By Art Thomas
This is the second, and last, week for “Shrek, the Musical,” presented at Playhouse Square as part of the Broadway series. Based on the cartoon from Dreamworks and the children’s story before that, “Shrek, the Musical” is a theme park show on steroids.
The story has as its basis the ideas of a knight on a quest, the question of chivalry, and that true beauty lies within a person. The story is influenced by fractured fairy tales and an irreverent Monty Pythonlike approach to the story. So too is the musical similarly influenced.
Shrek is an ogre booted out by his family as a child. He encounters a donkey who joins him on his quest to get his land back and to free Princess Fiona from cranky Lord Farquaad. Green and huge, he is either feared or mocked by just about everyone he encounters. That he has an obstreperous butt hole does not endear him to others either. That’s what happens when you live in a swamp.
The touring production has enough theater magic to capture the interest of adults as well as children. If you’ve seen theme park shows based on cartoons, you have an idea of what “Shrek, the Musical” is. Know that this is ten times the scale of a show in Orlando, however.

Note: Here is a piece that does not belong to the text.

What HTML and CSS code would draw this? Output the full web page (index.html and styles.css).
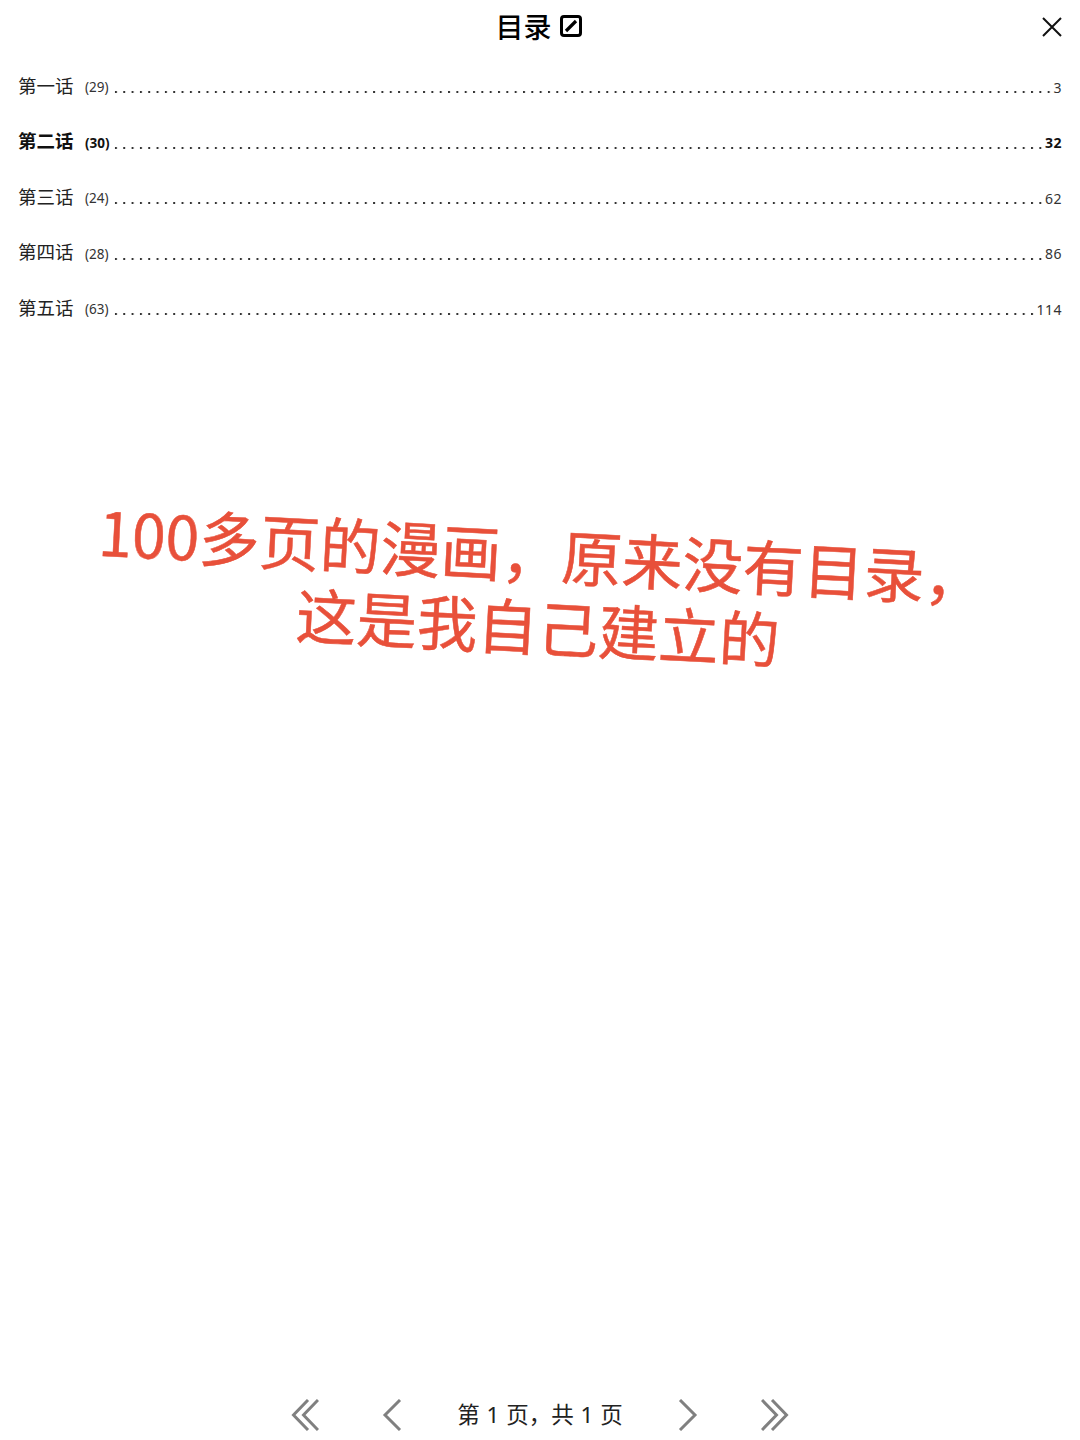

We see Shrek first as a child, charmingly played by Danielle Soibelman who has the privilege of playing a young Princess Fiona as well.
When he meets a forest full of fairy tale types, the audience goes bonkers over Blakely Slaybaugh’s Pinocchio. The actor is adept in Tim Hatley’s amazing costume-watch his nose grow when he tells a lie. Alan Mingo is a fast-talking Donkey who becomes the sidekick-another critical part of the quest story structure.
David F.M. Vaughn is the stubby and affected Lord Farquaad. Remember the smart-talking gingerbread cookie? Well, he’s on stage as well. The latter is part of the marvelous puppet creations of Hatley. His dragon is especially magnificent, requiring multiple puppeteers as well as a gospel-style performer as the “voice.”
“Shrek, the Musical” features music by Jeanne Tesori and lyrics by David Lindsay-Abaire. The songs are so-so musical theater fare, and not particularly memorable. They do serve to point out the dramatic spine of the show, and give the lead players as well as the chorus a chance to show off.
If you have children, or grandchildren, and want to give them a really magical theater experience, take them to see “Shrek, the Musical,” which plays through Sunday at the Palace Theatre. They will thank you and be on their way to becoming active theatergoers.